- Genre: Espionage thriller
- Created by: Avi Issacharoff; Lior Raz; Greg Barker;
- Screenplay by: Joëlle Touma; Greg Barker; Avi Issacharoff; Lior Raz;
- Directed by: Greg Barker
- Starring: Dermot Mulroney; Dina Shihabi; Garret Dillahunt; Iddo Goldberg; Ty Wood; Hisham Suleiman; Amir Khoury;
- Original language: English
- No. of series: 1
- No. of episodes: 4

Production
- Executive producers: Greg Barker; Daniel Driefuss; Joëlle Touma; Vinnie Molhotra;
- Cinematography: Kolja Brandt
- Editor: Mathew Woolley
- Production company: Hidden Truth Films;

Original release
- Network: Showtime
- Release: May 19 – June 11, 2023

= Ghosts of Beirut =

American television series

Ghosts of Beirut is a four-part espionage thriller television series that debuted on Showtime on May 19, 2023.

==Synopsis==
Ghosts of Beirut follows the decades-long international pursuit of Imad Mughniyeh by intelligence agencies, including the Central Intelligence Agency and Mossad. Blending dramatized scenes with documentary-style interviews, the series traces efforts to track him across multiple countries over many years. The narrative culminates in the covert operation that led to his assassination in Damascus on February 12, 2008.

==Cast==
- Dermot Mulroney as Robert Ames
- Dina Shihabi as Lena Asayran
- Iddo Goldberg as Teddy, Nadia's partner
- Hisham Suleiman as Imad Mughniyeh
  - Amir Khoury as younger Imad Mughniyeh
- Farida Bouaazaoui as Saada Badreddine
  - Hiba Bennani as younger Saada Badreddine
- Salim Benmoussa as Mustafa Badreddine
- Zineb Triki as Wafa
- Ty Wood as Rani El-Haddad
- Rafi Gavron as Chet
- Garret Dillahunt as William Buckley
- Robert Kazinsky as Steve
- Ned Bellamy as William Casey
- Navid Negahban as Ali-Reza Asgari
  - Omar Lotfi as younger Ali-Reza Asgari
- Billy Smith as Duane Clarridge
- Tzahi Grad as Meir Dagan
  - Michael Moshonov as younger Meir Dagan
- Yaakov Zada Daniel as Mossad Commander
- Yuval Scharf as Sarah
- Soufiane El Khalidy as Kerem
- Neta Riskin as Nadia, Teddy's partner

==Production==
The show is created by Avi Issacharoff, Lior Raz and Greg Barker, and directed by Greg Barker.
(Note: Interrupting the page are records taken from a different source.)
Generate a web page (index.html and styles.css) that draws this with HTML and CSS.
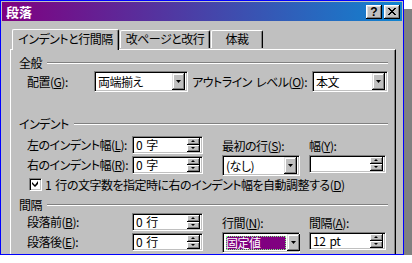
FILE: index.html
```html
<!DOCTYPE html>
<html lang="ja">
<head>
    <meta charset="UTF-8">
    <title>段落</title>
    <link rel="stylesheet" href="styles.css">
</head>
<body>
    <div class="window">
        <!-- Caption bar -->
        <div class="titlebar">
            <span class="title">段落</span>
            <div class="caption-buttons">
                <span class="cap-btn help">?</span>
                <span class="cap-btn">
                    <svg width="8" height="7" viewBox="0 0 8 7"><path d="M0 0h2v1h-2zM6 0h2v1h-2zM1 1h2v1h-2zM5 1h2v1h-2zM2 2h4v1h-4zM3 3h2v1h-2zM2 4h4v1h-4zM1 5h2v1h-2zM5 5h2v1h-2zM0 6h2v1h-2zM6 6h2v1h-2z" fill="#000"/></svg>
                </span>
            </div>
        </div>

        <!-- Tabs -->
        <div class="tabs">
            <div class="tab tab-indent active">インデントと行間隔</div>
            <div class="tab tab-break">改ページと改行</div>
            <div class="tab tab-style">体裁</div>
        </div>

        <div class="panel">
            <!-- General -->
            <div class="group-head"><span>全般</span><i class="etch"></i></div>
            <div class="row general-row">
                <label class="lbl lbl-align">配置(<u>G</u>):</label>
                <div class="combo combo-align">
                    <span class="value">両端揃え</span>
                    <span class="drop"><svg width="5" height="3" viewBox="0 0 5 3"><path d="M0 0h5l-2.5 3z" fill="#000"/></svg></span>
                </div>
                <label class="lbl lbl-outline">アウトライン レベル(<u>O</u>):</label>
                <div class="combo combo-outline">
                    <span class="value">本文</span>
                    <span class="drop"><svg width="5" height="3" viewBox="0 0 5 3"><path d="M0 0h5l-2.5 3z" fill="#000"/></svg></span>
                </div>
            </div>

            <!-- Indent -->
            <div class="group-head head-indent"><span>インデント</span><i class="etch"></i></div>
            <div class="section indent-section">
                <div class="left-col">
                    <div class="row">
                        <label class="lbl lbl-side">左のインデント幅(<u>L</u>):</label>
                        <div class="spin"><span class="value">0 字</span><span class="spin-btns"><span class="up"></span><span class="down"></span></span></div>
                    </div>
                    <div class="row">
                        <label class="lbl lbl-side">右のインデント幅(<u>R</u>):</label>
                        <div class="spin"><span class="value">0 字</span><span class="spin-btns"><span class="up"></span><span class="down"></span></span></div>
                    </div>
                </div>
                <div class="field-col col-first">
                    <label class="lbl">最初の行(<u>S</u>):</label>
                    <div class="combo combo-first">
                        <span class="value">(なし)</span>
                        <span class="drop"><svg width="5" height="3" viewBox="0 0 5 3"><path d="M0 0h5l-2.5 3z" fill="#000"/></svg></span>
                    </div>
                </div>
                <div class="field-col col-width">
                    <label class="lbl">幅(<u>Y</u>):</label>
                    <div class="spin spin-width"><span class="value"></span><span class="spin-btns"><span class="up"></span><span class="down"></span></span></div>
                </div>
            </div>
            <div class="check-row">
                <span class="checkbox"><svg width="7" height="7" viewBox="0 0 7 7"><path d="M6 0v3l-3 3-3-3v-2l3 3z" fill="#000"/></svg></span>
                <span>1 行の文字数を指定時に右のインデント幅を自動調整する(<u>D</u>)</span>
            </div>

            <!-- Spacing -->
            <div class="group-head head-spacing"><span>間隔</span><i class="etch"></i></div>
            <div class="section spacing-section">
                <div class="left-col">
                    <div class="row">
                        <label class="lbl lbl-side">段落前(<u>B</u>):</label>
                        <div class="spin"><span class="value">0 行</span><span class="spin-btns"><span class="up"></span><span class="down"></span></span></div>
                    </div>
                    <div class="row">
                        <label class="lbl lbl-side">段落後(<u>E</u>):</label>
                        <div class="spin"><span class="value">0 行</span><span class="spin-btns"><span class="up"></span><span class="down"></span></span></div>
                    </div>
                </div>
                <div class="field-col col-first col-low">
                    <label class="lbl">行間(<u>N</u>):</label>
                    <div class="combo combo-first">
                        <span class="value selected">固定値</span>
                        <span class="drop"><svg width="5" height="3" viewBox="0 0 5 3"><path d="M0 0h5l-2.5 3z" fill="#000"/></svg></span>
                    </div>
                </div>
                <div class="field-col col-width col-low">
                    <label class="lbl">間隔(<u>A</u>):</label>
                    <div class="spin spin-width"><span class="value">12 pt</span><span class="spin-btns"><span class="up"></span><span class="down"></span></span></div>
                </div>
            </div>
        </div>
    </div>
</body>
</html>
```

FILE: styles.css
```css
* {
    margin: 0;
    padding: 0;
    box-sizing: border-box;
}

body {
    background: #ffffff;
    font-family: "Noto Sans CJK JP", sans-serif;
    font-size: 12px;
    font-feature-settings: "palt";
    letter-spacing: -0.5px;
    word-spacing: 2px;
    color: #000000;
}

u {
    text-decoration: underline;
    text-underline-offset: 1px;
}

/* Dialog window with its drop shadow */
.window {
    width: 404px;
    height: 255px;
    border: 1px solid #0000ff;
    padding: 1px;
    background: #c0c0c0;
    box-shadow: 8px 9px 0 #808080;
    overflow: hidden;
}

.titlebar {
    height: 19px;
    display: flex;
    align-items: center;
    justify-content: space-between;
    padding: 0 2px 0 4px;
    background: linear-gradient(to right, #800080, #1084d0);
}

.title {
    color: #ffffff;
    font-weight: bold;
    font-size: 13px;
    line-height: 19px;
    letter-spacing: 0;
}

.caption-buttons {
    display: flex;
    gap: 2px;
}

.cap-btn {
    width: 16px;
    height: 14px;
    display: flex;
    align-items: center;
    justify-content: center;
    background: #c0c0c0;
    box-shadow: inset -1px -1px #000000, inset 1px 1px #ffffff, inset -2px -2px #808080, inset 2px 2px #dfdfdf;
}

.cap-btn.help {
    font-family: "Liberation Sans", sans-serif;
    font-weight: bold;
    font-size: 12px;
    line-height: 14px;
    letter-spacing: 0;
}

/* Tabs */
.tabs {
    height: 28px;
    margin-left: 8px;
    display: flex;
    align-items: flex-end;
    position: relative;
    z-index: 1;
}

.tab {
    height: 18px;
    margin-right: 1px;
    background: #c0c0c0;
    border-top: 1px solid #ffffff;
    border-left: 1px solid #ffffff;
    border-right: 1px solid #000000;
    border-radius: 2px 2px 0 0;
    box-shadow: inset -1px 0 #808080;
    text-align: center;
    line-height: 16px;
    margin-bottom: 1px;
}

.tab.active {
    height: 21px;
    margin-left: 2px;
    margin-bottom: -1px;
    line-height: 18px;
}

.tab-indent { width: 107px; }
.tab-break { width: 90px; }
.tab-style { width: 52px; }

/* Tab page */
.panel {
    margin-left: 8px;
    width: 386px;
    height: 240px;
    border-top: 1px solid #ffffff;
    border-left: 1px solid #ffffff;
    border-right: 1px solid #000000;
    box-shadow: inset -1px 0 #808080;
    padding: 7px 7px 0 8px;
}

.group-head {
    height: 12px;
    display: flex;
    align-items: center;
    line-height: 12px;
}

.etch {
    flex: 1;
    height: 2px;
    margin-left: 5px;
    border-top: 1px solid #808080;
    border-bottom: 1px solid #ffffff;
}

.head-indent { margin-top: 26px; }
.head-spacing { margin-top: 8px; }

.row {
    display: flex;
    align-items: center;
}

.general-row {
    margin-top: 2px;
    padding-left: 8px;
}

.lbl {
    line-height: 12px;
    white-space: nowrap;
}

.lbl-align { width: 67px; }
.lbl-outline { margin-left: auto; margin-right: 5px; }
.lbl-side { width: 105px; }

/* Sunken fields */
.combo,
.spin {
    position: relative;
    background: #ffffff;
    border-top: 1px solid #808080;
    border-left: 1px solid #808080;
    border-bottom: 1px solid #ffffff;
    border-right: 1px solid #ffffff;
    box-shadow: inset 1px 1px #000000, inset -1px -1px #c0c0c0;
    display: flex;
    align-items: center;
    padding: 2px 2px 2px 3px;
}

.combo { height: 21px; }
.spin { height: 18px; width: 71px; }

.combo-align { width: 94px; }
.combo-outline { width: 76px; }
.combo-first { width: 78px; }
.spin-width { width: 77px; }

.value {
    flex: 1;
    line-height: 14px;
    white-space: nowrap;
}

.drop {
    width: 13px;
    height: 17px;
    flex: none;
    display: flex;
    align-items: center;
    justify-content: center;
    background: #c0c0c0;
    box-shadow: inset -1px -1px #000000, inset 1px 1px #dfdfdf, inset -2px -2px #808080, inset 2px 2px #ffffff;
}

.spin-btns {
    width: 13px;
    height: 14px;
    flex: none;
    display: flex;
    flex-direction: column;
}

.spin-btns span {
    flex: 1;
    position: relative;
    background: #c0c0c0;
    box-shadow: inset -1px -1px #000000, inset 1px 1px #ffffff, inset -2px -2px #808080;
}

.spin-btns span::after {
    content: "";
    position: absolute;
    left: 4px;
    top: 2px;
    border-left: 2px solid transparent;
    border-right: 2px solid transparent;
}

.spin-btns .up::after { border-bottom: 2px solid #000000; }
.spin-btns .down::after { border-top: 2px solid #000000; }

/* Indent and spacing blocks */
.section {
    display: flex;
    padding-left: 8px;
}

.indent-section { margin-top: 6px; }
.spacing-section { margin-top: 2px; }

.left-col {
    display: flex;
    flex-direction: column;
    gap: 2px;
}

.field-col {
    display: flex;
    flex-direction: column;
    margin-top: 4px;
}

.field-col .lbl { margin-bottom: 3px; }

.col-first { margin-left: 19px; }
.col-width { margin-left: 9px; }
.col-low { margin-top: 4px; }

.check-row {
    margin-top: 2px;
    padding-left: 10px;
    display: flex;
    align-items: center;
    gap: 3px;
    line-height: 13px;
}

.checkbox {
    width: 13px;
    height: 13px;
    display: flex;
    align-items: center;
    justify-content: center;
    background: #ffffff;
    border-top: 1px solid #808080;
    border-left: 1px solid #808080;
    border-bottom: 1px solid #ffffff;
    border-right: 1px solid #ffffff;
    box-shadow: inset 1px 1px #000000, inset -1px -1px #c0c0c0;
}

.selected {
    flex: none;
    width: 60px;
    margin-right: 1px;
    background: #800080;
    color: #ffffff;
    outline: 1px dotted #80ff80;
    outline-offset: -1px;
}
```
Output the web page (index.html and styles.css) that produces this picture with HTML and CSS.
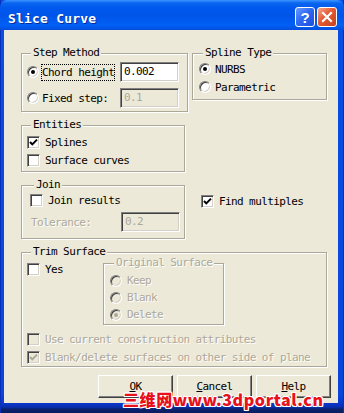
FILE: index.html
```html
<!DOCTYPE html>
<html>
<head>
<meta charset="utf-8">
<title>Slice Curve</title>
<link rel="stylesheet" href="styles.css">
</head>
<body>
<div class="window">
  <div class="titlebar">
    <span class="title">Slice Curve</span>
    <div class="tbtns">
      <span class="tbtn help">?</span>
      <span class="tbtn close"><svg width="12" height="12" viewBox="0 0 12 12"><path d="M2 2 L10 10 M10 2 L2 10" stroke="#fff" stroke-width="2.2" stroke-linecap="square"/></svg></span>
    </div>
  </div>
  <div class="client">
    <div class="row1">
      <div class="group step">
        <div class="legend">Step Method</div>
        <div class="srow first">
          <span class="opt"><span class="radio on"></span><span class="lbl focus">Chord height</span></span>
          <span class="edit">0.002</span>
        </div>
        <div class="srow gap6">
          <span class="opt"><span class="radio"></span><span class="lbl">Fixed step:</span></span>
          <span class="edit dis">0.1</span>
        </div>
      </div>
      <div class="group spline">
        <div class="legend">Spline Type</div>
        <div class="crow first1"><span class="radio on"></span><span class="lbl">NURBS</span></div>
        <div class="crow"><span class="radio"></span><span class="lbl">Parametric</span></div>
      </div>
    </div>

    <div class="group entities">
      <div class="legend">Entities</div>
      <div class="crow first2"><span class="check on"><svg width="9" height="9" viewBox="0 0 9 9"><polyline points="1,4 3.3,6.4 8,1.6" fill="none" stroke="#000" stroke-width="2"/></svg></span><span class="lbl">Splines</span></div>
      <div class="crow"><span class="check"></span><span class="lbl">Surface curves</span></div>
    </div>

    <div class="row3">
      <div class="group join">
        <div class="legend">Join</div>
        <div class="crow"><span class="check"></span><span class="lbl">Join results</span></div>
        <div class="srow gap3">
          <span class="lbl dtext tol">Tolerance:</span>
          <span class="edit dis">0.2</span>
        </div>
      </div>
      <div class="crow find"><span class="check on"><svg width="9" height="9" viewBox="0 0 9 9"><polyline points="1,4 3.3,6.4 8,1.6" fill="none" stroke="#000" stroke-width="2"/></svg></span><span class="lbl">Find multiples</span></div>
    </div>

    <div class="group trim">
      <div class="legend">Trim Surface</div>
      <div class="trimtop">
        <div class="crow yes"><span class="check"></span><span class="lbl">Yes</span></div>
        <div class="group orig">
          <div class="legend dtext">Original Surface</div>
          <div class="orow first3"><span class="radio dis"></span><span class="lbl dtext">Keep</span></div>
          <div class="orow"><span class="radio dis"></span><span class="lbl dtext">Blank</span></div>
          <div class="orow"><span class="radio dis on"></span><span class="lbl dtext">Delete</span></div>
        </div>
      </div>
      <div class="crow first4"><span class="check dis"></span><span class="lbl dtext">Use current construction attributes</span></div>
      <div class="crow"><span class="check dis on"><svg width="9" height="9" viewBox="0 0 9 9"><polyline points="1,4 3.3,6.4 8,1.6" fill="none" stroke="#aca899" stroke-width="2"/></svg></span><span class="lbl dtext">Blank/delete surfaces on other side of plane</span></div>
    </div>

    <div class="buttons">
      <span class="btn"><u>O</u>K</span>
      <span class="btn"><u>C</u>ancel</span>
      <span class="btn"><u>H</u>elp</span>
    </div>
  </div>
  <div class="watermark">三维网www.3dportal.cn</div>
</div>
</body>
</html>
```
FILE: styles.css
```css
* { box-sizing: border-box; }
html, body { margin: 0; padding: 0; }
body {
  width: 344px;
  height: 413px;
  overflow: hidden;
  background: #0a1d5e;
  font-family: "DejaVu Sans Mono", "Liberation Mono", monospace;
  font-size: 11px;
  letter-spacing: -0.6px;
  color: #000;
}
.window {
  position: relative;
  width: 344px;
  height: 413px;
  display: flex;
  flex-direction: column;
  background: linear-gradient(to bottom, #0a4ee4 0, #0846dc 395px, #0838cc 403px, #0a2fb0 407px, #0b2270 409px, #0a1d5e 413px);
  box-shadow: inset 1px 0 0 #0a2fb8, inset -1px 0 0 #0a2fb8;
}
.titlebar {
  height: 30px;
  flex: none;
  display: flex;
  align-items: flex-start;
  padding: 0 7px 0 8px;
  border-radius: 7px 7px 0 0;
  background: linear-gradient(to bottom, #3d95ff 0, #0a66f0 3px, #0058ee 8px, #0055e8 16px, #0060f6 25px, #0056e6 28px, #0a4cdc 30px);
}
.title {
  margin-top: 11px;
  font-weight: bold;
  font-size: 13px;
  letter-spacing: 0.2px;
  line-height: 16px;
  color: #fff;
  text-shadow: 1px 1px 0 #0a2a9c;
}
.tbtns {
  margin-left: auto;
  margin-top: 7px;
  display: flex;
  gap: 2px;
}
.tbtn {
  width: 20px;
  height: 20px;
  border: 1px solid #fff;
  border-radius: 3px;
  display: flex;
  align-items: center;
  justify-content: center;
}
.help {
  background: linear-gradient(135deg, #6a9cff 0, #2f6af2 45%, #1c4fdc 100%);
  color: #fff;
  font: bold 15px "Liberation Sans", sans-serif;
  letter-spacing: 0;
}
.close {
  background: linear-gradient(135deg, #f4a888 0, #e35a33 45%, #c7411a 100%);
}
.client {
  flex: none;
  margin: 0 6px 0 4px;
  height: 373px;
  background: #ece9d8;
  padding: 23px 7px 0 17px;
}
.group {
  border: 1px solid #aca899;
  box-shadow: inset 1px 1px 0 #fff, 1px 1px 0 #fff;
}
.legend {
  display: block;
  width: max-content;
  height: 12px;
  line-height: 12px;
  margin: -7px 0 0 4px;
  padding: 0 2px;
  background: #ece9d8;
}
.row1 { display: flex; align-items: flex-start; }
.step { width: 167px; padding: 0 7px 3px 5px; }
.spline { width: 135px; margin-left: 4px; padding: 0 4px 3px 6px; }
.srow { display: flex; align-items: center; height: 20px; }
.srow.first { margin-top: 3px; }
.srow.gap6 { margin-top: 6px; }
.srow.gap3 { margin-top: 3px; }
.opt { width: 93px; display: flex; align-items: center; }
.crow { display: flex; align-items: center; height: 18px; }
.crow.first1 { margin-top: 1px; }
.crow.first2 { margin-top: 2px; }
.crow.first4 { margin-top: 5px; }
.orow { display: flex; align-items: center; height: 17px; }
.orow.first3 { margin-top: 3px; }
.lbl {
  border: 1px solid transparent;
  line-height: 15px;
  white-space: nowrap;
}
.lbl.focus { border: 1px dotted #000; }
.dtext { color: #aca899; text-shadow: 1px 1px 0 #fff; }
.radio {
  position: relative;
  flex: none;
  width: 12px;
  height: 12px;
  margin-right: 2px;
  border-radius: 50%;
  background: #fff;
  border: 1px solid;
  border-color: #808080 #fff #fff #808080;
  box-shadow: inset 1px 1px 0 #404040, inset -1px -1px 0 #d4d0c8;
}
.radio.on::after {
  content: "";
  position: absolute;
  left: 3px;
  top: 3px;
  width: 4px;
  height: 4px;
  border-radius: 50%;
  background: #000;
}
.radio.dis { background: #ece9d8; }
.radio.dis.on::after { background: #aca899; }
.orig .radio { margin-right: 4px; }
.spline .radio { margin-right: 3px; }
.check {
  flex: none;
  width: 13px;
  height: 13px;
  margin-right: 4px;
  display: flex;
  align-items: center;
  justify-content: center;
  background: #fff;
  border: 1px solid;
  border-color: #808080 #fff #fff #808080;
  box-shadow: inset 1px 1px 0 #404040, inset -1px -1px 0 #d4d0c8;
}
.check svg { display: block; }
.check.dis { background: #ece9d8; }
.edit {
  flex: none;
  width: 59px;
  height: 20px;
  padding: 0 3px;
  line-height: 18px;
  background: #fff;
  border: 1px solid;
  border-color: #808080 #fff #fff #808080;
  box-shadow: inset 1px 1px 0 #404040, inset -1px -1px 0 #d4d0c8;
}
.edit.dis { background: #ece9d8; color: #aca899; }
.entities { width: 164px; margin-top: 13px; padding: 0 4px 2px 5px; }
.row3 { display: flex; align-items: flex-start; margin-top: 13px; }
.join { width: 164px; padding: 0 4px 6px 8px; }
.tol { width: 91px; }
.find { margin-left: 16px; margin-top: 7px; }
.trim { width: 306px; margin-top: 13px; padding: 0 4px 0 5px; }
.trimtop { display: flex; align-items: flex-start; }
.yes { width: 76px; margin-top: 2px; flex: none; }
.orig { width: 121px; margin-top: 5px; padding: 0 4px 1px 6px; }
.buttons {
  display: flex;
  justify-content: flex-end;
  gap: 4px;
  margin-top: 8px;
}
.btn {
  width: 75px;
  height: 23px;
  display: flex;
  align-items: center;
  justify-content: center;
  background: #ece9d8;
  border: 1px solid;
  border-color: #fff #404040 #404040 #fff;
  box-shadow: inset -1px -1px 0 #808080;
}
.watermark {
  position: absolute;
  left: 123px;
  top: 389px;
  font-family: "Noto Sans CJK SC", "Noto Sans", sans-serif;
  font-weight: 900;
  font-size: 16px;
  line-height: 20px;
  letter-spacing: 0.6px;
  color: #e8101a;
  text-shadow: 1px 0 0 #fff, -1px 0 0 #fff, 0 1px 0 #fff, 0 -1px 0 #fff, 1px 1px 0 #fff, -1px -1px 0 #fff, 1px -1px 0 #fff, -1px 1px 0 #fff;
}
```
It is executive produced by Daniel Dreifuss and Barker. The script writer is Joëlle Touma who was also co-executive producer, alongside co-executive producers Padriac McKinley and Diane Becker. The series includes documentary elements with real-life interviews with prominent officials from the CIA and Mossad.

==Broadcast==
The series aired on Showtime from May 19, 2023.